7 Card Stud vs. 7 Card Stud Hi-Lo

7 Card Stud Hi-Lo, also known as Stud High-Low and Stud8, is most commonly played as the letter "E" for the rotating mixed game of "H.O.R.S.E."

Seven Card Stud

With mixed games in general and H.O.R.S.E. in particular becoming more popular every year, learning to play Stud Hi-Lo is not only a good idea, but absolutely necessary for any players hoping to play mixed or rotation games at any point.

Because this article only details the differences between Stud and Stud Hi-Lo, if you aren't familiar with the rules and game-play of Stud, you're going to want to read this article:

The only difference between Stud and 7 Card Stud Hi-Lo comes at the showdown.

7 Card Stud Hi-Lo Showdown Rules

Stud Hi-Lo is a "split pot" game, meaning that at showdown, the pot is divided in half, one half being awarded to the winning best hand, the other half being awarded to the best qualifying "low hand."

The High

The high hand in a 7 Card Stud Hi-Lo game is identical to the winning hand of a standard 7 Card Stud game. Half the pot is awarded to the player who holds this hand.

The Low

Low hands must qualify to be eligible for winning the low half of the pot.

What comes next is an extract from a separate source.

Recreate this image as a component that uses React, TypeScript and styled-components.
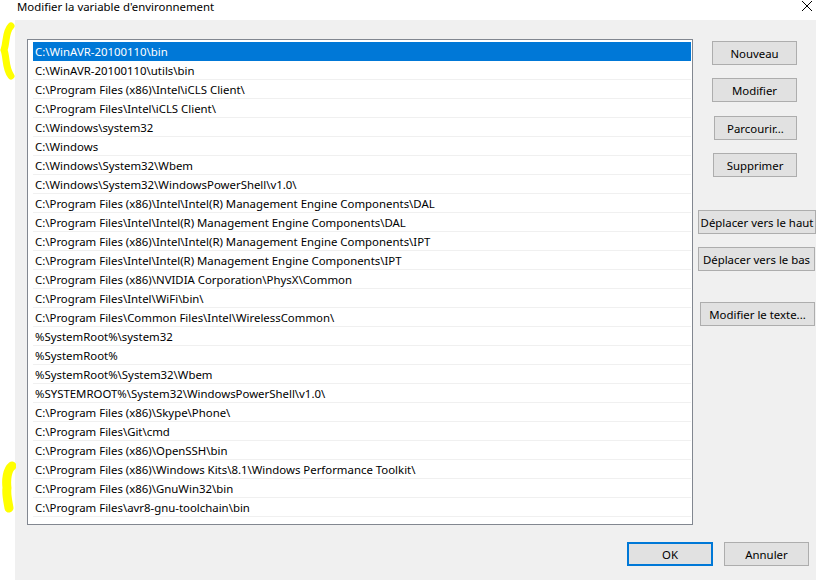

  • The cards a player uses for her best high hand have no effect on the low. A player can use any five cards from her hand, regardless of the cards used in her high hand.
  • A qualifying low hand is defined as: five unpaired cards, all with ranks at or below eight.
  • Aces are considered low for the low hand.
  • Flushes and straights do not count for the low, meaning the best low possible is A-2-3-4-5.
  • Low hands are counted from the top down, meaning the hand is only as good as its highest card. For example:
    • 2 3 5 6 7 is lower than A 2 3 4 8
  • Any hand with a pair, or a card higher than eight, does not qualify, even if the rank of the pair is below eight.
  • Suits do not count toward a low; any players sharing the exact same low must equally split the low half of the pot. (Winning half of the low pot and nothing from the high pot is known as being quartered.)

A hand example:

Hand 1: A 2 K K 3 4 5

Hand 2: A 3 Q Q Q 3

High Winner: Hand 2 wins with a full house, queens over threes: Q Q Q 3 3.

Low Winner: Hand 1 wins with a five-four low: 5 4 3 2 A (Hand 2 doesn't have a qualifying low).

General Rules

  • If there is an extra odd chip that cannot be split in half, this chip is always added to the pot awarded to the winning high hand.
  • If there is no qualifying low hand, the entire pot is awarded to player with the winning high hand.
  • Players can win one or both halves of the pot with the same or different cards from their hand.
  • A player does not have to announce what half of the pot they're playing for at the beginning of the hand. This is only required in other variations of poker, known as "declare" games.